In an earlier post, I discussed a set of Ansible playbooks I’d quickly written to configure my Debian 10 GitLab runners for use in the CI/CD pipeline for my KVM Conjurer project.

I quickly realized these playbooks are a bit clunky to maintain. While I could develop some conventions for myself about where to store secrets and how to import them, relative pathing for files I need to copy, and so on, I could see a set of so-called “conventions” becoming a long list of one-off rules I’d created in the moment that I needed to make a configuration change.

Brief investigation brought me to the concept of Ansible Roles. Ansible Roles are essentially a standard way to organize a set of Ansible configuration scripts and their dependencies for ease of reuse, understanding and patching, and sharing. The final product of this process is hosted on GitHub.

Basic overview

The final filesystem structure for the three roles replacing my individual configuration playbooks looks like this:

/home/tyler/ansible-playbooks/homelab-ansible-scripts/
|-- inventories
|   `-- gitlab_runners.yml
|-- plays
|-- roles
|   |-- conjurer_build
|   |   `-- tasks
|   |       `-- main.yml
|   |-- debian_utils
|   |   |-- defaults
|   |   |   `-- main.yml
|   |   `-- tasks
|   |       `-- main.yml
|   `-- gitlab_runner
|       |-- defaults
|       |   `-- main.yml
|       |-- files
|       |   `-- pin-gitlab-runner.pref
|       `-- tasks
|           `-- main.yml
|-- secrets
|   |-- keys.yml
|   `-- vars.yml
`-- update-all.yml

13 directories, 11 files

A full Ansible role can include many more subdirectories that provide different features. Here I used tasks, default variables, and files.
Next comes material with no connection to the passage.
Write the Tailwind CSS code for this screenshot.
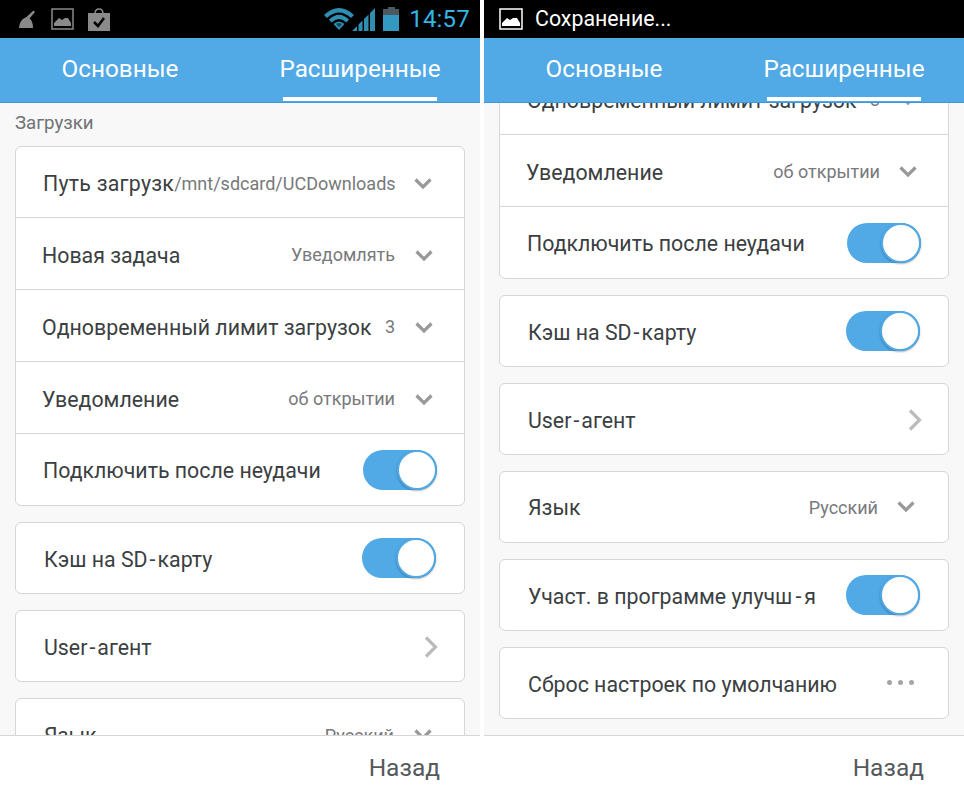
<!DOCTYPE html>
<html lang="ru">
<head>
<meta charset="UTF-8">
<title>Настройки</title>
<script src="https://cdn.jsdelivr.net/npm/@tailwindcss/browser@4"></script>
</head>
<body class="bg-white font-['Roboto',sans-serif] w-[964px] h-[800px] overflow-hidden">
<div class="flex gap-[4px] h-[800px]">

  <!-- left screen -->
  <div class="w-[480px] h-[800px] flex flex-col">
    <div class="h-[38px] bg-black flex items-center shrink-0">
      <svg class="ml-[19px]" width="18" height="18" viewBox="0 0 18 18"><path d="M7.500 7 L14.500 0.500 L16 2 L10.500 8.500 Q14 11 14 18 L0 18 Q0 10 7.500 7 Z" fill="#8a8a8a"/></svg>
      <svg class="ml-[14px]" width="23" height="22" viewBox="0 0 23 22"><rect x="1" y="1" width="21" height="20" fill="none" stroke="#8a8a8a" stroke-width="1.500"/><path d="M3 18 L3 15 L8 10 L11 12 L14 10 L17 10 L20 15 L20 18 Z" fill="#8a8a8a"/></svg>
      <svg class="ml-[14px]" width="22" height="23" viewBox="0 0 22 23"><path d="M7 6 Q7 1 11 1 Q15 1 15 6" fill="none" stroke="#8a8a8a" stroke-width="1.500"/><rect x="0" y="5" width="22" height="18" fill="#8a8a8a"/><path d="M6 14 L10 18 L16 10" fill="none" stroke="#000" stroke-width="2.500"/></svg>
      <svg class="ml-auto" width="30" height="22" viewBox="0 0 30 22"><path d="M0 7 Q15 -7 30 7 L27 10 Q15 -1 3 10 Z" fill="#2f8fb3"/><path d="M5 11.500 Q15 2 25 11.500 L22.500 14.500 Q15 7.500 7.500 14.500 Z" fill="#2f8fb3"/><path d="M9.500 16 Q15 11 20.500 16 L15 22 Z" fill="#2f8fb3"/><path d="M12 16 Q15 14 18 16 L15 19.500 Z" fill="#0e4a60"/></svg>
      <svg class="ml-[-2px]" width="23" height="23" viewBox="0 0 23 23"><path d="M0 23 L5 18 L5 23 Z M6.500 23 L6.500 16.500 L10.500 12.500 L10.500 23 Z M12 23 L12 11 L16.500 6.500 L16.500 23 Z M18 23 L18 5 L23 0 L23 23 Z" fill="#2f8fb3"/></svg>
      <svg class="ml-[8px]" width="16" height="24" viewBox="0 0 16 24"><rect x="5" y="0" width="7" height="3" fill="#4a5a60"/><rect x="0" y="2" width="16" height="22" fill="#4a5a60"/><rect x="0" y="8" width="16" height="16" fill="#3399c2"/></svg>
      <span class="ml-[10px] mr-[10px] text-[24px] leading-none tracking-[0.2px] text-[#33b5e5]">14:57</span>
    </div>
    <div class="h-[65px] bg-[#51a9e6] border-b border-[#3a98e0] flex shrink-0 relative z-10">
      <div class="w-1/2 flex justify-center pt-[16px] text-[24.3px] leading-[30px] text-white">Основные</div>
      <div class="w-1/2 flex justify-center pt-[16px] text-[24.3px] leading-[30px] text-white">Расширенные</div>
      <div class="absolute left-[283px] top-[59px] w-[154px] h-[4px] bg-white"></div>
    </div>
    <div class="flex-1 bg-[#f8f8f8] overflow-hidden px-[15px] text-[#3b3f42]">
      <div class="h-[43px] pt-[10px] text-[18.67px] leading-[20px] text-[#6f7376]">Загрузки</div>
      <div class="bg-white border border-[#d6d6d6] rounded-[6px] mb-[16px]">
        <div class="h-[71px] border-b border-[#d6d6d6] pl-[27px] pr-[32px] flex items-center">
          <span class="mt-[4px] text-[21.33px] tracking-[0.25px]">Путь загрузк</span><span class="mt-[2px] text-[18px] text-[#77797b]">/mnt/sdcard/UCDownloads</span>
          <svg class="ml-auto mt-[4px]" width="18" height="12" viewBox="0 0 18 12"><path d="M1.500 1.500 L9 9 L16.500 1.500" fill="none" stroke="#999" stroke-width="3.200"/></svg>
        </div>
        <div class="h-[72px] border-b border-[#d6d6d6] pl-[26px] pr-[31px] flex items-center">
          <span class="mt-[4px] text-[21.33px]">Новая задача</span><span class="ml-auto mr-[20px] mt-[2px] text-[18px] text-[#77797b]">Уведомлять</span>
          <svg class="mt-[4px]" width="18" height="12" viewBox="0 0 18 12"><path d="M1.500 1.500 L9 9 L16.500 1.500" fill="none" stroke="#999" stroke-width="3.200"/></svg>
        </div>
        <div class="h-[72px] border-b border-[#d6d6d6] pl-[26px] pr-[31px] flex items-center">
          <span class="mt-[4px] text-[21.33px]">Одновременный лимит загрузок</span><span class="ml-auto mr-[20px] mt-[2px] text-[18px] text-[#77797b]">3</span>
          <svg class="mt-[4px]" width="18" height="12" viewBox="0 0 18 12"><path d="M1.500 1.500 L9 9 L16.500 1.500" fill="none" stroke="#999" stroke-width="3.200"/></svg>
        </div>
        <div class="h-[72px] border-b border-[#d6d6d6] pl-[26px] pr-[31px] flex items-center">
          <span class="mt-[4px] text-[21.33px]">Уведомление</span><span class="ml-auto mr-[20px] mt-[2px] text-[18px] text-[#77797b]">об открытии</span>
          <svg class="mt-[4px]" width="18" height="12" viewBox="0 0 18 12"><path d="M1.500 1.500 L9 9 L16.500 1.500" fill="none" stroke="#999" stroke-width="3.200"/></svg>
        </div>
        <div class="h-[71px] pl-[27px] pr-[27px] flex items-center justify-between">
          <span class="mt-[3px] text-[21.33px]">Подключить после неудачи</span>
          <div class="w-[74px] h-[40px] rounded-full bg-[#51a9e6] relative"><div class="absolute right-0 top-0 w-[40px] h-[40px] rounded-full bg-white border-2 border-[#51a9e6] shadow-[0_1px_2px_rgba(0,0,0,0.3)]"></div></div>
        </div>
      </div>
      <div class="h-[72px] bg-white border border-[#d6d6d6] rounded-[6px] mb-[16px] pl-[28px] pr-[28px] flex items-center justify-between">
        <span class="mt-[4px] text-[21.33px]">Кэш на SD<span class="px-[2px]">-</span>карту</span>
        <div class="w-[74px] h-[40px] rounded-full bg-[#51a9e6] relative"><div class="absolute right-0 top-0 w-[40px] h-[40px] rounded-full bg-white border-2 border-[#51a9e6] shadow-[0_1px_2px_rgba(0,0,0,0.3)]"></div></div>
      </div>
      <div class="h-[72px] bg-white border border-[#d6d6d6] rounded-[6px] mb-[16px] pl-[28px] pr-[26px] flex items-center justify-between">
        <span class="mt-[4px] text-[21.33px]">User<span class="px-[2px]">-</span>агент</span>
        <svg class="mt-[2px]" width="14" height="22" viewBox="0 0 14 22"><path d="M2 1.500 L11.500 11 L2 20.500" fill="none" stroke="#bbb" stroke-width="3.200"/></svg>
      </div>
      <div class="h-[72px] bg-white border border-[#d6d6d6] rounded-[6px] pl-[28px] pr-[32px] flex items-center">
        <span class="mt-[4px] text-[21.33px]">Язык</span><span class="ml-auto mr-[20px] mt-[2px] text-[18px] text-[#77797b]">Русский</span>
        <svg class="mt-[2px]" width="18" height="12" viewBox="0 0 18 12"><path d="M1.500 1.500 L9 9 L16.500 1.500" fill="none" stroke="#999" stroke-width="3.200"/></svg>
      </div>
    </div>
    <div class="h-[65px] bg-white border-t border-[#d6d6d6] flex items-center justify-end pr-[40px] shrink-0">
      <span class="text-[24.5px] text-[#55595c]">Назад</span>
    </div>
  </div>

  <!-- right screen -->
  <div class="w-[480px] h-[800px] flex flex-col">
    <div class="h-[38px] bg-black flex items-center shrink-0">
      <svg class="ml-[15px]" width="24" height="22" viewBox="0 0 24 22"><rect x="1" y="1" width="22" height="20" fill="none" stroke="#fff" stroke-width="1.500"/><path d="M3 18 L3 15 L8 10 L11 12 L14 10 L18 10 L21 15 L21 18 Z" fill="#fff"/></svg>
      <span class="ml-[12px] text-[21.33px] text-white">Сохранение...</span>
    </div>
    <div class="h-[65px] bg-[#51a9e6] border-b border-[#3a98e0] flex shrink-0 relative z-10">
      <div class="w-1/2 flex justify-center pt-[16px] text-[24.3px] leading-[30px] text-white">Основные</div>
      <div class="w-1/2 flex justify-center pt-[16px] text-[24.3px] leading-[30px] text-white">Расширенные</div>
      <div class="absolute left-[283px] top-[59px] w-[154px] h-[4px] bg-white"></div>
    </div>
    <div class="flex-1 bg-[#f8f8f8] overflow-hidden px-[15px] text-[#3b3f42]">
      <div class="-mt-[41px] bg-white border border-[#d6d6d6] rounded-[6px] mb-[16px]">
        <div class="h-[72px] border-b border-[#d6d6d6] pl-[27px] pr-[31px] flex items-center">
          <span class="mt-[4px] text-[21.33px]">Одновременный лимит загрузок</span><span class="ml-auto mr-[19px] mt-[2px] text-[18px] text-[#77797b]">3</span>
          <svg class="mt-[2px]" width="18" height="12" viewBox="0 0 18 12"><path d="M1.500 1.500 L9 9 L16.500 1.500" fill="none" stroke="#999" stroke-width="3.200"/></svg>
        </div>
        <div class="h-[72px] border-b border-[#d6d6d6] pl-[26px] pr-[31px] flex items-center">
          <span class="mt-[4px] text-[21.33px]">Уведомление</span><span class="ml-auto mr-[19px] mt-[2px] text-[18px] text-[#77797b]">об открытии</span>
          <svg class="mt-[2px]" width="18" height="12" viewBox="0 0 18 12"><path d="M1.500 1.500 L9 9 L16.500 1.500" fill="none" stroke="#999" stroke-width="3.200"/></svg>
        </div>
        <div class="h-[71px] pl-[27px] pr-[27px] flex items-center justify-between">
          <span class="mt-[3px] text-[21.33px]">Подключить после неудачи</span>
          <div class="w-[74px] h-[40px] rounded-full bg-[#51a9e6] relative"><div class="absolute right-0 top-0 w-[40px] h-[40px] rounded-full bg-white border-2 border-[#51a9e6] shadow-[0_1px_2px_rgba(0,0,0,0.3)]"></div></div>
        </div>
      </div>
      <div class="h-[72px] bg-white border border-[#d6d6d6] rounded-[6px] mb-[16px] pl-[28px] pr-[28px] flex items-center justify-between">
        <span class="mt-[4px] text-[21.33px]">Кэш на SD<span class="px-[2px]">-</span>карту</span>
        <div class="w-[74px] h-[40px] rounded-full bg-[#51a9e6] relative"><div class="absolute right-0 top-0 w-[40px] h-[40px] rounded-full bg-white border-2 border-[#51a9e6] shadow-[0_1px_2px_rgba(0,0,0,0.3)]"></div></div>
      </div>
      <div class="h-[72px] bg-white border border-[#d6d6d6] rounded-[6px] mb-[16px] pl-[28px] pr-[26px] flex items-center justify-between">
        <span class="mt-[4px] text-[21.33px]">User<span class="px-[2px]">-</span>агент</span>
        <svg class="mt-[2px]" width="14" height="22" viewBox="0 0 14 22"><path d="M2 1.500 L11.500 11 L2 20.500" fill="none" stroke="#bbb" stroke-width="3.200"/></svg>
      </div>
      <div class="h-[72px] bg-white border border-[#d6d6d6] rounded-[6px] mb-[16px] pl-[28px] pr-[33px] flex items-center">
        <span class="mt-[2px] text-[21.33px]">Язык</span><span class="ml-auto mr-[19px] text-[18px] text-[#77797b]">Русский</span>
        <svg width="18" height="12" viewBox="0 0 18 12"><path d="M1.500 1.500 L9 9 L16.500 1.500" fill="none" stroke="#999" stroke-width="3.200"/></svg>
      </div>
      <div class="h-[72px] bg-white border border-[#d6d6d6] rounded-[6px] mb-[16px] pl-[28px] pr-[28px] flex items-center justify-between">
        <span class="mt-[4px] text-[21.33px]">Участ. в программе улучш<span class="px-[3px]">-</span>я</span>
        <div class="w-[74px] h-[40px] rounded-full bg-[#51a9e6] relative"><div class="absolute right-0 top-0 w-[40px] h-[40px] rounded-full bg-white border-2 border-[#51a9e6] shadow-[0_1px_2px_rgba(0,0,0,0.3)]"></div></div>
      </div>
      <div class="h-[72px] bg-white border border-[#d6d6d6] rounded-[6px] pl-[28px] pr-[34px] flex items-center justify-between">
        <span class="mt-[4px] text-[21.33px]">Сброс настроек по умолчанию</span>
        <div class="flex gap-[6px] mb-[2px]"><span class="w-[5px] h-[5px] rounded-full bg-[#a5a5a5]"></span><span class="w-[5px] h-[5px] rounded-full bg-[#a5a5a5]"></span><span class="w-[5px] h-[5px] rounded-full bg-[#a5a5a5]"></span></div>
      </div>
    </div>
    <div class="h-[65px] bg-white border-t border-[#d6d6d6] flex items-center justify-end pr-[40px] shrink-0">
      <span class="text-[24.5px] text-[#55595c]">Назад</span>
    </div>
  </div>
</div>
</body>
</html>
You can view these files on GitHub. Note that I’ve excluded the directory secrets/ and the directory inventories/ from my publicly committed role.

Tasks

The tasks folder contains files describing the tasks that might be run by the role. Ansible starts by looking for main.yml for the place to start execution. You can store and include other lists of tasks here. For example, you might have separate files describing the configuration on different OSes.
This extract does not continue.